As a crowd of onlookers grew, the women stretched their dogs -- all of them on the small side -- to the left and the right and lifted them in their arms like furry weights. From time to time, they paused to pull the wandering dogs back to their mats and shush their barks.

"Give him a little love," yoga instructor Suzi Teitelman, 31, told her students. "Come forward, give him a kiss," Teitelman instructed as she leaned over her own spaniel, 2-year-old Coaly.

The class, sponsored by national fitness chain Crunch, grew out of Coaly climbing on her owner's yoga mat at home, Teitelman said. "Yoga came from the animals. It's natural instinct," she said.

Three women left the lesson with their dogs after several minutes, but those who stayed said it was worth it.

"I feel more relaxed and I think she does too," 24-year-old Tracy Alfajora said of Tallula, an 8-month-old, 3-pound Yorkshire terrier who had just finished her first class.

Yoga for dogs, sometimes called doga, has taken hold with pet lovers beyond New York.

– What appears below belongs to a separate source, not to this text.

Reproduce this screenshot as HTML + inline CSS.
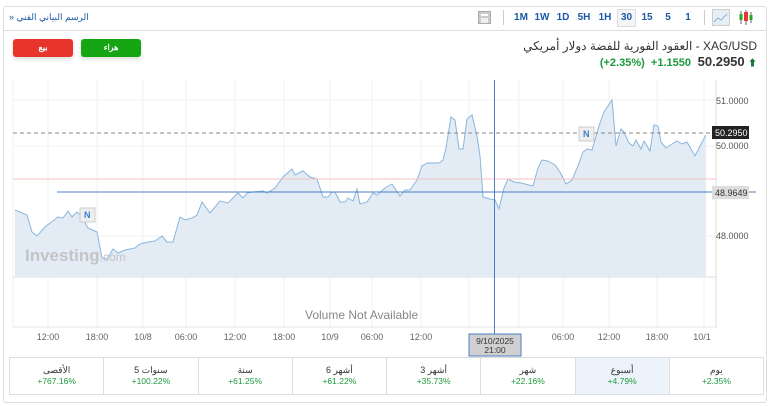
<!DOCTYPE html>
<html><head><meta charset="utf-8"><style>
*{margin:0;padding:0;box-sizing:border-box}
body{width:771px;height:406px;background:#fff;font-family:"Liberation Sans","Noto Sans CJK SC",sans-serif;position:relative;overflow:hidden}
.abs{position:absolute}
.box{left:3px;top:6px;width:764px;height:397px;border:1px solid #ddd;border-radius:3px}
.tf{top:11px;font-size:10px;font-weight:bold;color:#1a5aa5;width:20px;text-align:center;line-height:14px}
.btn{top:39px;height:18px;width:60px;border-radius:3px;color:#fff;font-size:8px;font-weight:bold;text-align:center;line-height:18px;box-shadow:0 2px 4px rgba(0,0,0,.15)}
.xl{top:332px;font-size:9px;color:#666;transform:translateX(-50%)}
.yl{left:716px;font-size:9px;color:#555}
table{position:absolute;left:9px;top:357px;width:755px;height:38px;border-collapse:collapse}
td{border:1px solid #ddd;text-align:center;font-size:9px;color:#333;line-height:11px;width:94px}
td span{display:block;color:#1a9a3a;font-size:8.5px}
</style></head><body>
<div class="abs box"></div>
<div class="abs" style="left:4px;top:30px;width:762px;height:1px;background:#ddd"></div>
<div class="abs" style="left:9px;top:12px;font-size:9px;color:#1a5aa5">» الرسم البياني الفني</div>
<div class="abs" style="left:478px;top:11px;width:13px;height:13px;background:#ccc;border:1px solid #aaa"><div style="margin:2px;height:2px;background:#fff"></div><div style="margin:1px 2px;height:5px;background:#eee"></div></div>
<div class="abs" style="left:503px;top:10px;width:1px;height:15px;background:#ccc"></div>
<div class="abs tf" style="left:511px">1M</div>
<div class="abs tf" style="left:532px">1W</div>
<div class="abs tf" style="left:553px">1D</div>
<div class="abs tf" style="left:574px">5H</div>
<div class="abs tf" style="left:595px">1H</div>
<div class="abs tf" style="left:617px;top:9px;height:18px;width:19px;border:1px solid #ddd;background:#f5f5f5;line-height:16px">30</div>
<div class="abs tf" style="left:637px">15</div>
<div class="abs tf" style="left:658px">5</div>
<div class="abs tf" style="left:678px">1</div>
<div class="abs" style="left:704px;top:10px;width:1px;height:15px;background:#ccc"></div>
<svg class="abs" style="left:712px;top:9px" width="18" height="17"><rect x=".5" y=".5" width="17" height="16" fill="#e8eef5" stroke="#ccc"/><path d="M2 13 L6 9 L9 11 L15 5" stroke="#8ab0dd" fill="none"/></svg>
<svg class="abs" style="left:739px;top:9px" width="14" height="17"><path d="M2 2v13M7 1v15M12 3v11" stroke="#666"/><rect x="0.5" y="5" width="3" height="6" fill="#2a2"/><rect x="5" y="3" width="4" height="9" fill="#e33"/><rect x="10.5" y="6" width="3" height="5" fill="#2a2"/></svg>
<div class="abs btn" style="left:13px;background:#e8352b">بيع</div>
<div class="abs btn" style="left:81px;background:#16a513">هراء</div>
<div class="abs" style="right:14px;top:39px;font-size:12px;color:#333;white-space:nowrap">العقود الفورية للفضة دولار أمريكي - XAG/USD</div>
<div class="abs" style="right:14px;top:54px;font-size:12px;white-space:nowrap;direction:ltr"><span style="color:#1a9a3a;font-size:11px;font-weight:bold">(+2.35%) &nbsp;+1.1550</span>&nbsp; <b style="color:#333;font-size:13px">50.2950</b> <span style="color:#1a7a3a;font-size:9px">⬆</span></div>
<svg class="abs" style="left:0;top:0" width="771" height="406">
<g stroke="#f0f0f0"><line x1="13" y1="100" x2="716" y2="100"/><line x1="13" y1="146" x2="716" y2="146"/><line x1="13" y1="236" x2="716" y2="236"/><line x1="13" y1="80" x2="13" y2="328"/>
<line x1="48" y1="80" x2="48" y2="328"/><line x1="97" y1="80" x2="97" y2="328"/><line x1="143" y1="80" x2="143" y2="328"/><line x1="186" y1="80" x2="186" y2="328"/><line x1="235" y1="80" x2="235" y2="328"/><line x1="284" y1="80" x2="284" y2="328"/><line x1="330" y1="80" x2="330" y2="328"/><line x1="372" y1="80" x2="372" y2="328"/><line x1="421" y1="80" x2="421" y2="328"/><line x1="469" y1="80" x2="469" y2="328"/><line x1="519" y1="80" x2="519" y2="328"/><line x1="563" y1="80" x2="563" y2="328"/><line x1="609" y1="80" x2="609" y2="328"/><line x1="657" y1="80" x2="657" y2="328"/><line x1="704" y1="80" x2="704" y2="328"/></g>
<line x1="716" y1="80" x2="716" y2="328" stroke="#ddd"/>
<line x1="13" y1="327" x2="716" y2="327" stroke="#e5e5e5"/>
<line x1="13" y1="277" x2="716" y2="277" stroke="#ddd"/>
<path d="M15 277 L15 210 L27 215 L32 232 L37 236 L45 227 L58 217 L63 218 L68 211 L72 217 L77 212 L82 217 L88 228 L97 232 L102 258 L107 259 L113 249 L118 253 L125 250 L135 248 L140 244 L148 242 L155 241 L162 236 L167 242 L173 242 L180 217 L185 220 L192 218 L197 215 L202 202 L210 213 L220 201 L228 203 L238 193 L243 198 L247 193 L253 192 L263 191 L267 193 L275 188 L283 177 L292 169 L295 175 L303 171 L310 177 L317 179 L323 197 L328 197 L332 192 L335 192 L340 202 L345 202 L348 198 L353 201 L357 189 L360 204 L367 202 L373 193 L377 195 L385 188 L392 184 L400 196 L405 190 L410 190 L417 180 L422 166 L427 163 L439 163 L443 160 L446 148 L451 117 L455 120 L459 149 L463 149 L467 119 L472 115 L477 136 L480 156 L483 197 L490 199 L495 200 L499 209 L504 188 L508 179 L514 182 L521 183 L533 186 L538 168 L542 160 L548 161 L555 165 L560 172 L566 184 L572 180 L578 166 L583 152 L587 149 L592 150 L599 126 L604 112 L612 100 L616 146 L621 129 L624 132 L629 143 L633 146 L636 140 L641 149 L644 141 L650 151 L654 125 L658 126 L661 142 L666 148 L672 144 L677 141 L682 144 L687 142 L695 156 L700 146 L706 135 L706 277 Z" fill="#e3ecf5" stroke="none"/>
<path d="M15 210 L27 215 L32 232 L37 236 L45 227 L58 217 L63 218 L68 211 L72 217 L77 212 L82 217 L88 228 L97 232 L102 258 L107 259 L113 249 L118 253 L125 250 L135 248 L140 244 L148 242 L155 241 L162 236 L167 242 L173 242 L180 217 L185 220 L192 218 L197 215 L202 202 L210 213 L220 201 L228 203 L238 193 L243 198 L247 193 L253 192 L263 191 L267 193 L275 188 L283 177 L292 169 L295 175 L303 171 L310 177 L317 179 L323 197 L328 197 L332 192 L335 192 L340 202 L345 202 L348 198 L353 201 L357 189 L360 204 L367 202 L373 193 L377 195 L385 188 L392 184 L400 196 L405 190 L410 190 L417 180 L422 166 L427 163 L439 163 L443 160 L446 148 L451 117 L455 120 L459 149 L463 149 L467 119 L472 115 L477 136 L480 156 L483 197 L490 199 L495 200 L499 209 L504 188 L508 179 L514 182 L521 183 L533 186 L538 168 L542 160 L548 161 L555 165 L560 172 L566 184 L572 180 L578 166 L583 152 L587 149 L592 150 L599 126 L604 112 L612 100 L616 146 L621 129 L624 132 L629 143 L633 146 L636 140 L641 149 L644 141 L650 151 L654 125 L658 126 L661 142 L666 148 L672 144 L677 141 L682 144 L687 142 L695 156 L700 146 L706 135" fill="none" stroke="#8ab5dd" stroke-width="1"/>
<line x1="13" y1="179" x2="716" y2="179" stroke="#f5c0c0"/>
<line x1="13" y1="133" x2="716" y2="133" stroke="#888" stroke-dasharray="4,3"/>
<line x1="57" y1="192" x2="756" y2="192" stroke="#4a7fc0"/>
<line x1="494.5" y1="80" x2="494.5" y2="336" stroke="#4a7fc0"/>
<text x="25" y="261" font-family="Liberation Sans" font-size="17" font-weight="bold" fill="#bbb" opacity=".8">Investing<tspan font-weight="normal" font-size="12">.com</tspan></text>
<text x="305" y="319" font-family="Liberation Sans" font-size="12" fill="#888">Volume Not Available</text>
<rect x="80" y="208" width="15" height="14" fill="#eee" stroke="#ccc"/><text x="84" y="218" font-family="Liberation Sans" font-size="9" font-weight="bold" fill="#3a7fd0">N</text>
<rect x="579" y="127" width="15" height="14" fill="#eee" stroke="#ccc"/><text x="583" y="137" font-family="Liberation Sans" font-size="9" font-weight="bold" fill="#3a7fd0">N</text>
<rect x="712" y="126" width="37" height="13" fill="#222"/><text x="715" y="136" font-family="Liberation Sans" font-size="9" fill="#fff">50.2950</text>
<rect x="712" y="186" width="37" height="13" fill="#ddd"/><text x="715" y="196" font-family="Liberation Sans" font-size="9" fill="#333">48.9649</text>
<rect x="469" y="334" width="52" height="22" fill="#d0d0d0" stroke="#4a7fc0"/><text x="495" y="344" text-anchor="middle" font-family="Liberation Sans" font-size="8.5" fill="#333">9/10/2025</text><text x="495" y="353" text-anchor="middle" font-family="Liberation Sans" font-size="8.5" fill="#333">21:00</text>
</svg>
<div class="abs yl" style="top:96px">51.0000</div>
<div class="abs yl" style="top:141px">50.0000</div>
<div class="abs yl" style="top:231px">48.0000</div>
<div class="abs xl" style="left:48px">12:00</div><div class="abs xl" style="left:97px">18:00</div><div class="abs xl" style="left:143px">10/8</div><div class="abs xl" style="left:186px">06:00</div><div class="abs xl" style="left:235px">12:00</div><div class="abs xl" style="left:284px">18:00</div><div class="abs xl" style="left:330px">10/9</div><div class="abs xl" style="left:372px">06:00</div><div class="abs xl" style="left:421px">12:00</div><div class="abs xl" style="left:563px">06:00</div><div class="abs xl" style="left:609px">12:00</div><div class="abs xl" style="left:657px">18:00</div><div class="abs xl" style="left:702px">10/1</div>
<table><tr>
<td>الأقصى<span>+767.16%</span></td><td>&lrm;5 سنوات<span>+100.22%</span></td><td>سنة<span>+61.25%</span></td><td>&lrm;6 أشهر<span>+61.22%</span></td><td>&lrm;3 أشهر<span>+35.73%</span></td><td>شهر<span>+22.16%</span></td><td style="background:#ecf3fa">أسبوع<span>+4.79%</span></td><td>يوم<span>+2.35%</span></td>
</tr></table>
</body></html>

Due on bookshelves in September is "Doga: Yoga for Dogs" from Chronicle Books. The book, based on the fact that some of yoga's best known positions are based on the movements of dogs, has tips on practicing yoga with your dog.

And yoga guru Bruce Van Horn is studying the physiological effect of yoga on dogs at a New Jersey animal shelter. Using stress reduction techniques like breathing exercises, he aims to calm the dogs and help them be adopted.

Van Horn, whose book "Yoga for Pets and the People who Love Them" also is due in the fall, says he has noticed results with his own dog. "It's a healing thing," he said.